Russia Still Not Convinced By Evidence of Chemical Attacks

In spite of Kerry's announcement Saturday in which he claimed to have proof that Sarin gas was used by the Syrian regime last month, Russian officials remain unconvinced and completely against military intervention.

“We were shown certain pieces of evidence that did not contain anything concrete, neither geographical locations, nor names, nor evidence that samples had been taken by professionals,” Foreign Minister Sergey V. Lavrov said Monday.

“There are no facts, there is simply talk about ‘what we definitely know.’ But when you ask for more detailed evidence, they say that it is all classified, therefore it cannot be shown to us. This means there are not such facts to encourage international cooperation,” he added.

On Friday, President Barack Obama stated his intention of punitively striking Syria in response to last month's chemical attacks — which killed over 1,400 civilians and were allegedly orchestrated by the Syrian regime — but added that no moves will be made without Congressional approval.

Lavrov warned that if the U.S. does go through with military strikes, then it would be impossible to hold discussions regarding peaceful political transitions in Syria.

“If action announced by the U.S. president does take place after all, to our deepest regret, then [...] the prospects of this forum are being put off for a long time, if not forever,” the Foreign Minister said.
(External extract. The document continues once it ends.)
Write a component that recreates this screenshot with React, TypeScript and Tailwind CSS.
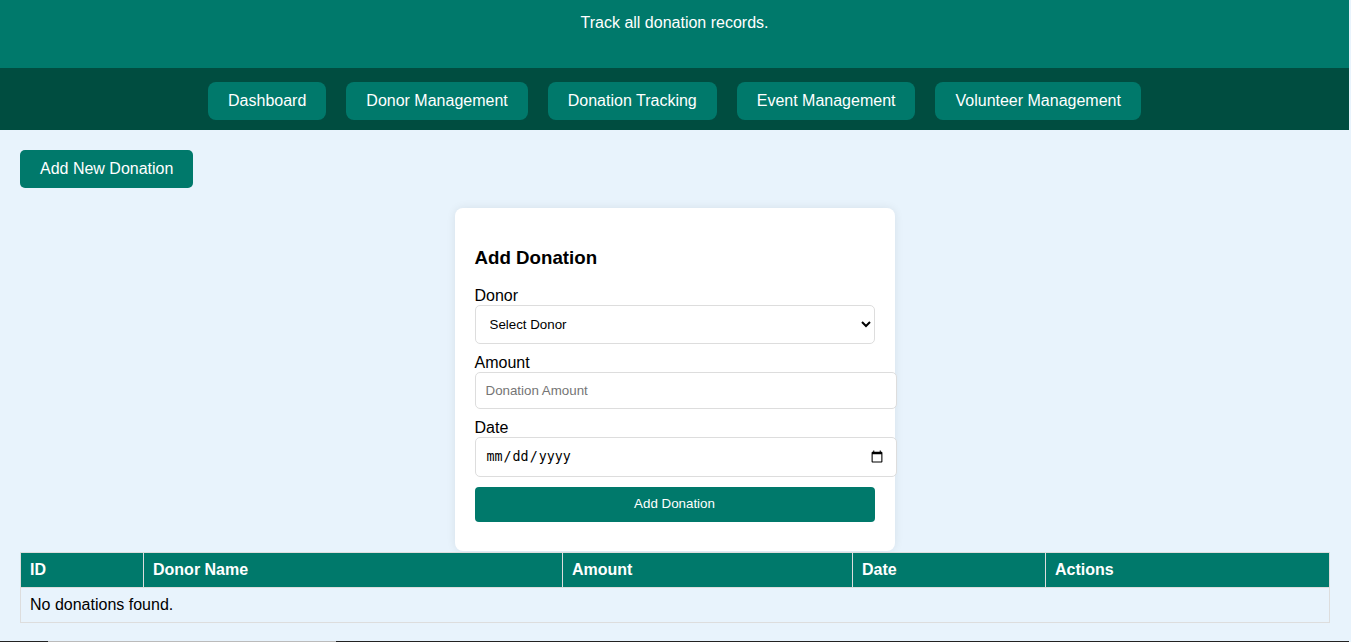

Lavrov also cautioned that, should the U.S. go through with the strikes without the consent of the United Nations Security Council — of which Russia is a part, with veto power — then it would render the council redundant and dysfunctional.

“If someone tries to make gross violations of international law a norm, then we will create chaos,” Mr. Lavrov said. “We will create a situation where the U.N. Charter and the principles under which all the nations of the world have signed up, including the principle of unanimous agreement of the permanent members of the U.N. Security Council, the so-called right of veto, which the United States insisted on, then all of these principles will simply collapse.”

Meanwhile, French Prime Minister Jean-Marc Ayrault is due to present evidence proving that Syria has collected over 1,000 tonnes of chemical agents to parliamentary leaders on Monday.

"We are going to give the MPs everything we have — classified until now — to enable every one of them to take on board the reality of the unacceptable attack," Ayrault told journalists.

But the head of the french foreign affairs committee, Elisabeth Guigou, reiterated Monday that France is ready and willing to intervene militarily in Syria even without parliamentary approval.

"In a complicated situation like this, we need to stick to principles, in other words the constitution, which does not oblige the president to hold a vote, nor even a debate," said Guigou.

The U.S. won't make any moves until Congress resumes on September 9, at which point the motion will be debated and voted on.